▶ [Record set]
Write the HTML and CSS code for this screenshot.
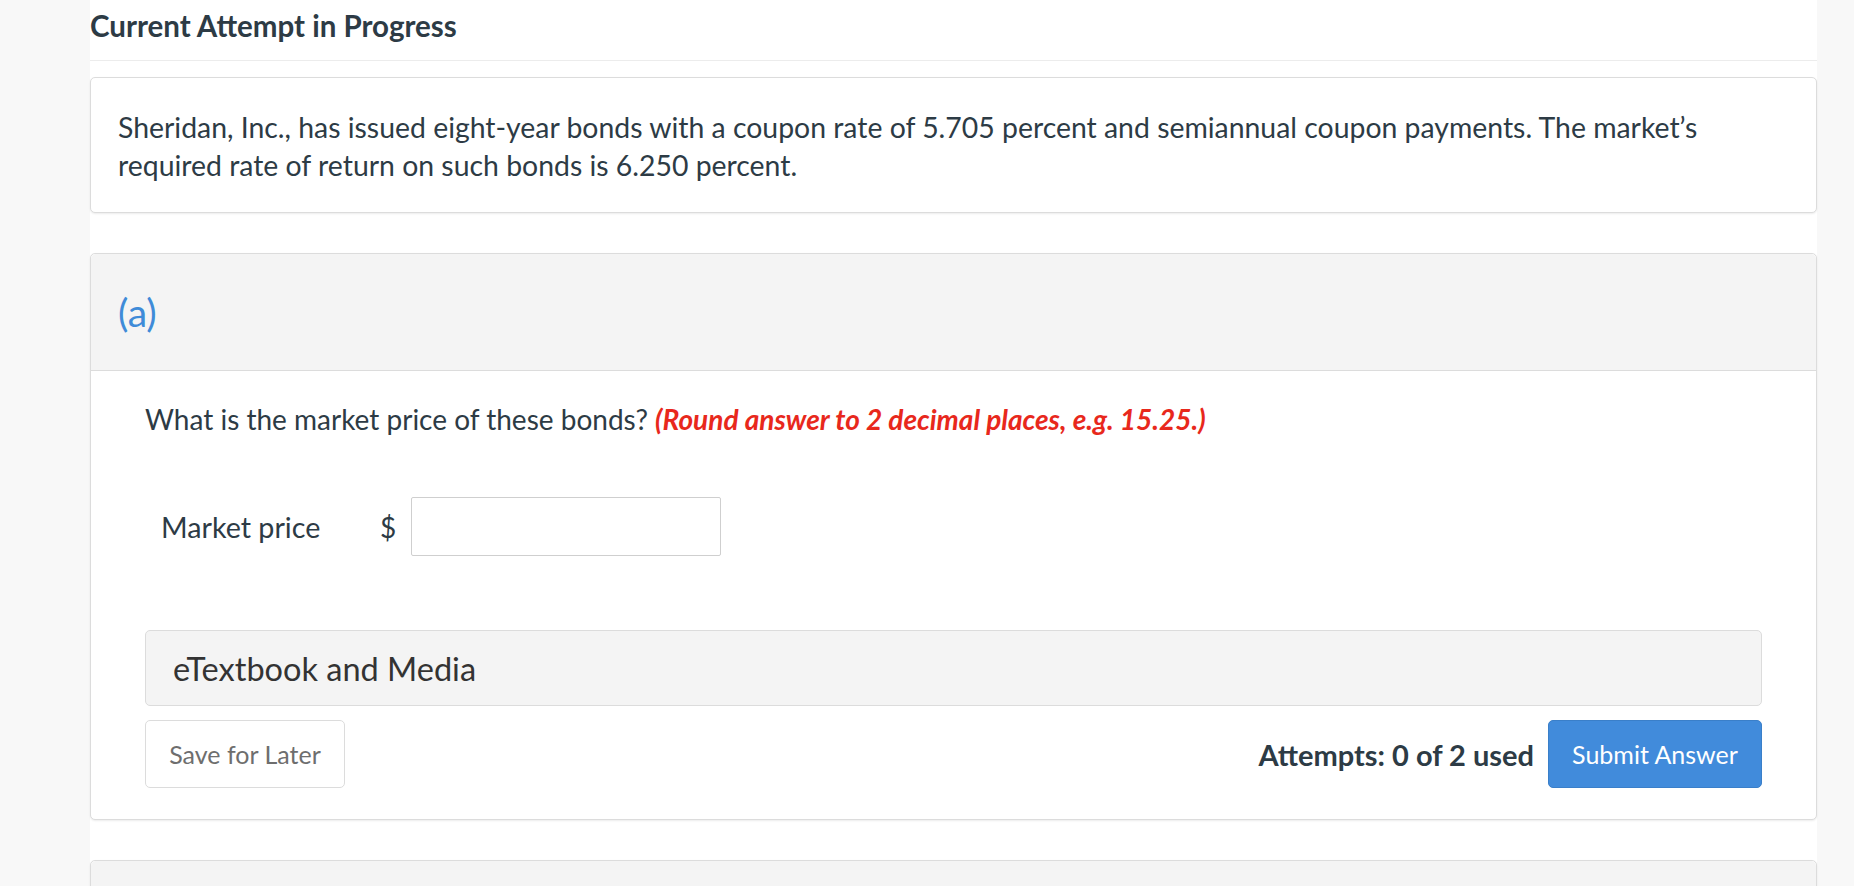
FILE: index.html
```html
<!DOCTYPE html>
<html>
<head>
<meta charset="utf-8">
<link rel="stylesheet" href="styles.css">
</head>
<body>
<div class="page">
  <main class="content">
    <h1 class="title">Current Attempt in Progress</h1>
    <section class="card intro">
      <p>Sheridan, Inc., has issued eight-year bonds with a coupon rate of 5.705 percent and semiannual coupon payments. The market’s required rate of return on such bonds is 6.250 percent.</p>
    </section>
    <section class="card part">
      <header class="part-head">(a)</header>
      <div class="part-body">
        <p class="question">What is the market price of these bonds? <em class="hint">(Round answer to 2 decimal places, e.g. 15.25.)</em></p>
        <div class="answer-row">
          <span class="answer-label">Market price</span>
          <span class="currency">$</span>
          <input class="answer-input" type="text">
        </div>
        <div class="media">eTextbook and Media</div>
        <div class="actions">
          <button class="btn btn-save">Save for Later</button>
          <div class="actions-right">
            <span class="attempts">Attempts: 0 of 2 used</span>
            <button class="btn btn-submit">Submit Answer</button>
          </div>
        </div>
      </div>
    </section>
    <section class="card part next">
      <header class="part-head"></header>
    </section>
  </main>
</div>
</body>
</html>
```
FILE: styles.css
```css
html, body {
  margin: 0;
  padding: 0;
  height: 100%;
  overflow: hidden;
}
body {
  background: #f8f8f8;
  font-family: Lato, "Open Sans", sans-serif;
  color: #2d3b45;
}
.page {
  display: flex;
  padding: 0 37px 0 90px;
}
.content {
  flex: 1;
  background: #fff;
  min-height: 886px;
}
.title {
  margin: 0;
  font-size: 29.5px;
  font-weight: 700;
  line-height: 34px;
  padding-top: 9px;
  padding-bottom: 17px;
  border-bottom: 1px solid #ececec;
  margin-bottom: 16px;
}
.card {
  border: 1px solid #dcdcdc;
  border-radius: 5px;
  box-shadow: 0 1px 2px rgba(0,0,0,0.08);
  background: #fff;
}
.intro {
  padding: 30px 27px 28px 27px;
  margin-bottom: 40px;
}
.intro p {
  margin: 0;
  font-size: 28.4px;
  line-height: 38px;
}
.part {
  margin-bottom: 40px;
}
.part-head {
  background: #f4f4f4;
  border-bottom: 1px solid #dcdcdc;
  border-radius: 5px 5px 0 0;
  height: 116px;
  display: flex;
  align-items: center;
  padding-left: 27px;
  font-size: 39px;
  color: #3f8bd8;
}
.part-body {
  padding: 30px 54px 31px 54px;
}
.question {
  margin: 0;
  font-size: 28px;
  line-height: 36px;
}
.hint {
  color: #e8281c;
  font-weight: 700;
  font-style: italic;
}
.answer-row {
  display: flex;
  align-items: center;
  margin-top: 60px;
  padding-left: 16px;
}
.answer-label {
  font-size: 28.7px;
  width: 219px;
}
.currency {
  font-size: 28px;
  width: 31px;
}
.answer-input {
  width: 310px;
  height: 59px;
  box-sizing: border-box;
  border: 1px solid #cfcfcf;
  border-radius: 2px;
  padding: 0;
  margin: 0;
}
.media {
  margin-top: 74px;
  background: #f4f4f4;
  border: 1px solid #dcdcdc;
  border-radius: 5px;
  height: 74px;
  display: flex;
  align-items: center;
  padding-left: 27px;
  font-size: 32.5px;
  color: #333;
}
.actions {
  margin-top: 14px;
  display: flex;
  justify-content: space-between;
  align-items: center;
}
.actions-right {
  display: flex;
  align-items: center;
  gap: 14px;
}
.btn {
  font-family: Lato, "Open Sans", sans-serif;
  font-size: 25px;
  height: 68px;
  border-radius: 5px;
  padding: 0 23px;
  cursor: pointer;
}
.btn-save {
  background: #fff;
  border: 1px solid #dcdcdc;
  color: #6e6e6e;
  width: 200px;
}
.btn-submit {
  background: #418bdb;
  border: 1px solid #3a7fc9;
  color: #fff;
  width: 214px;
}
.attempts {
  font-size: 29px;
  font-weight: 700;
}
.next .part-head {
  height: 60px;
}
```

--

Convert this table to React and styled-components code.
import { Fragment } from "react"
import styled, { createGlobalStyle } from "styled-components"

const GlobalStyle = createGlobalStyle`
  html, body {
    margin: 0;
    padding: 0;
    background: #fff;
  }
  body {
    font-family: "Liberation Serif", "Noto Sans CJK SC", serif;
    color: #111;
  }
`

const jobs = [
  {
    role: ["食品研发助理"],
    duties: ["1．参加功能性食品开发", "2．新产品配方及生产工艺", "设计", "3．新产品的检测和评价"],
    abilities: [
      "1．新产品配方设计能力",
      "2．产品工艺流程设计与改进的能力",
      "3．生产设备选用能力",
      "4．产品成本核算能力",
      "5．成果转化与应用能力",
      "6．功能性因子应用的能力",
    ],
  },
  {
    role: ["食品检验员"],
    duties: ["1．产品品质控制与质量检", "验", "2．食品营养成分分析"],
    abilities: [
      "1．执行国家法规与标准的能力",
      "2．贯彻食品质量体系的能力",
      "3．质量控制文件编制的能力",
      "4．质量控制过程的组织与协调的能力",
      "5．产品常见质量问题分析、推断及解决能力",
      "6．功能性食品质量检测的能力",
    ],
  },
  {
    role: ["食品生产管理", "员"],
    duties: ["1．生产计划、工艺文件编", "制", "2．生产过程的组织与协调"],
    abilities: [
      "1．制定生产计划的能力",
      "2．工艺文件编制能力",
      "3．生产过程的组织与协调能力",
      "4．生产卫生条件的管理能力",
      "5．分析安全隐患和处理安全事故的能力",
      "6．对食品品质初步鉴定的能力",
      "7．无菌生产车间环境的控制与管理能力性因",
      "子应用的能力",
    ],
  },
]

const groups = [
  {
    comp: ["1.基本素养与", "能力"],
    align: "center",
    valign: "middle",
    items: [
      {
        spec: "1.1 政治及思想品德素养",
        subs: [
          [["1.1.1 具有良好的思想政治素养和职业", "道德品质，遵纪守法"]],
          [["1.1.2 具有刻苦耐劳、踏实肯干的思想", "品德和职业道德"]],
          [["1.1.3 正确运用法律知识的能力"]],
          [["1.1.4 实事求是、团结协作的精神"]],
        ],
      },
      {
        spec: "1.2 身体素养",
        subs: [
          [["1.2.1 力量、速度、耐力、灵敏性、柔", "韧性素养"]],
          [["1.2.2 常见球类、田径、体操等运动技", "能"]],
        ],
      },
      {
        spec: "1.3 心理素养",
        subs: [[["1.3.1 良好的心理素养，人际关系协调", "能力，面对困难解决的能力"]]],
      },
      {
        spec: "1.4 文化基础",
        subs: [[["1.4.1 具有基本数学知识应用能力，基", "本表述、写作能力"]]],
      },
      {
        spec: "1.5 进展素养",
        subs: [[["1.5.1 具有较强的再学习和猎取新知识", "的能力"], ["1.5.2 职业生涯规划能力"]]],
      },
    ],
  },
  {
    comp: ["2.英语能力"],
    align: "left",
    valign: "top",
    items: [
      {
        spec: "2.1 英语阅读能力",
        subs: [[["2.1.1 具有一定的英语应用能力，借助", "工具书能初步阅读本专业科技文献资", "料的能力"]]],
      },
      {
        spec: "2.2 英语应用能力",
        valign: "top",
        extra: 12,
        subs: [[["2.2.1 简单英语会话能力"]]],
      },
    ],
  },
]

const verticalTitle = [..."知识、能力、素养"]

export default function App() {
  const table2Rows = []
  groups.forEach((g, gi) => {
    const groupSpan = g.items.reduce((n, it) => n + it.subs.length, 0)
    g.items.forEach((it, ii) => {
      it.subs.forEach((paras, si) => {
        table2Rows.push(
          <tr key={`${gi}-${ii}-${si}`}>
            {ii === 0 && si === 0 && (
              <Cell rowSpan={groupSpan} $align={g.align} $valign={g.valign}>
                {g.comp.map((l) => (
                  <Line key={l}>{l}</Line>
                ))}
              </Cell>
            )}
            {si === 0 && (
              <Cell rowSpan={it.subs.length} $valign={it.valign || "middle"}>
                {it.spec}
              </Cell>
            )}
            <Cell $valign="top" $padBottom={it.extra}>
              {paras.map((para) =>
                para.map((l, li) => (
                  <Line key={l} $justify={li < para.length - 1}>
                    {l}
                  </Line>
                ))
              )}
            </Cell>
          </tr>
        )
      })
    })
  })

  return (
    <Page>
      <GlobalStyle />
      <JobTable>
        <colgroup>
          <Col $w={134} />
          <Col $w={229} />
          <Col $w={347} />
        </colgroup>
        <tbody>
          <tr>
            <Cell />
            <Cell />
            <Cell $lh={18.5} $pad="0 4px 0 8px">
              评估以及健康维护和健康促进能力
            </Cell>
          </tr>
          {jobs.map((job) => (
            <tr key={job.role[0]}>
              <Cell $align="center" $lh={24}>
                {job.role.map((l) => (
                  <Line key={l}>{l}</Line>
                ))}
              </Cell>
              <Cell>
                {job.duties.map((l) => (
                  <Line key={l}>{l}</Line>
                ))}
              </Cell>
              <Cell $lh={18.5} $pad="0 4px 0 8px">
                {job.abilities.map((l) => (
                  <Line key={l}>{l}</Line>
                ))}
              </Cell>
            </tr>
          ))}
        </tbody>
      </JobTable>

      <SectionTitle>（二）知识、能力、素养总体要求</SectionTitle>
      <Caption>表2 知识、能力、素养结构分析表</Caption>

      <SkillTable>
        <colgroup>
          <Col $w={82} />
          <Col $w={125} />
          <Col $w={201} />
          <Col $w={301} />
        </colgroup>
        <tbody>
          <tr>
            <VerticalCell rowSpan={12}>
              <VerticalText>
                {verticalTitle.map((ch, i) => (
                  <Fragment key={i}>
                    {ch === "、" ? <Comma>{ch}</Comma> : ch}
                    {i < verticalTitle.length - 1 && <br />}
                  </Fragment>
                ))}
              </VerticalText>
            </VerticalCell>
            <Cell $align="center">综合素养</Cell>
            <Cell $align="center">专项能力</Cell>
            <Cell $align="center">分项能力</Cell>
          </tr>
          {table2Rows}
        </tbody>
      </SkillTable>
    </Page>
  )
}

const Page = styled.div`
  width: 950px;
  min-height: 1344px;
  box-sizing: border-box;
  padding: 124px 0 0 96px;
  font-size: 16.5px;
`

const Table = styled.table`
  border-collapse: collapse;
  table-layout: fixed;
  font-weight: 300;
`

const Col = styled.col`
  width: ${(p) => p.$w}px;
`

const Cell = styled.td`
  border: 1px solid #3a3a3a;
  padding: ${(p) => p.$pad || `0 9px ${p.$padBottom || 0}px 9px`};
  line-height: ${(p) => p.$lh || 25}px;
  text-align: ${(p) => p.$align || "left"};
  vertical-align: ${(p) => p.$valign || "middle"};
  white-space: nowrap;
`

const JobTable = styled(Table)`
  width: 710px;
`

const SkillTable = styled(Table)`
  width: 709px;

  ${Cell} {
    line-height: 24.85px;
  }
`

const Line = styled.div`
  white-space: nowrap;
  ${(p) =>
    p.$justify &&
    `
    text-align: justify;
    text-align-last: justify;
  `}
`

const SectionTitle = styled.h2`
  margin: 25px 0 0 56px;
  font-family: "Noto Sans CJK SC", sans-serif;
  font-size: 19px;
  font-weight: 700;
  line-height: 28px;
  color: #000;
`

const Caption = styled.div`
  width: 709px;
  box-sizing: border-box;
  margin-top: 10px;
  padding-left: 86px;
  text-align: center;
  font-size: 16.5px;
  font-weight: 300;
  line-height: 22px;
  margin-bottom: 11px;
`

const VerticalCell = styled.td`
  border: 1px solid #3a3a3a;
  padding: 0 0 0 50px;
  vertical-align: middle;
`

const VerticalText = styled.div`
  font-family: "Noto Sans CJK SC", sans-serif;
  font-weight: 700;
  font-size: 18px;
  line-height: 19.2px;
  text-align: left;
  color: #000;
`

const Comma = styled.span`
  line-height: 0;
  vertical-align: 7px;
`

▶ [What the task asks] Search the entries for the word "this", then list each line that holds it.

▶ [Answer]
Write the HTML and CSS code for this screenshot.
Convert this table to React and styled-components code.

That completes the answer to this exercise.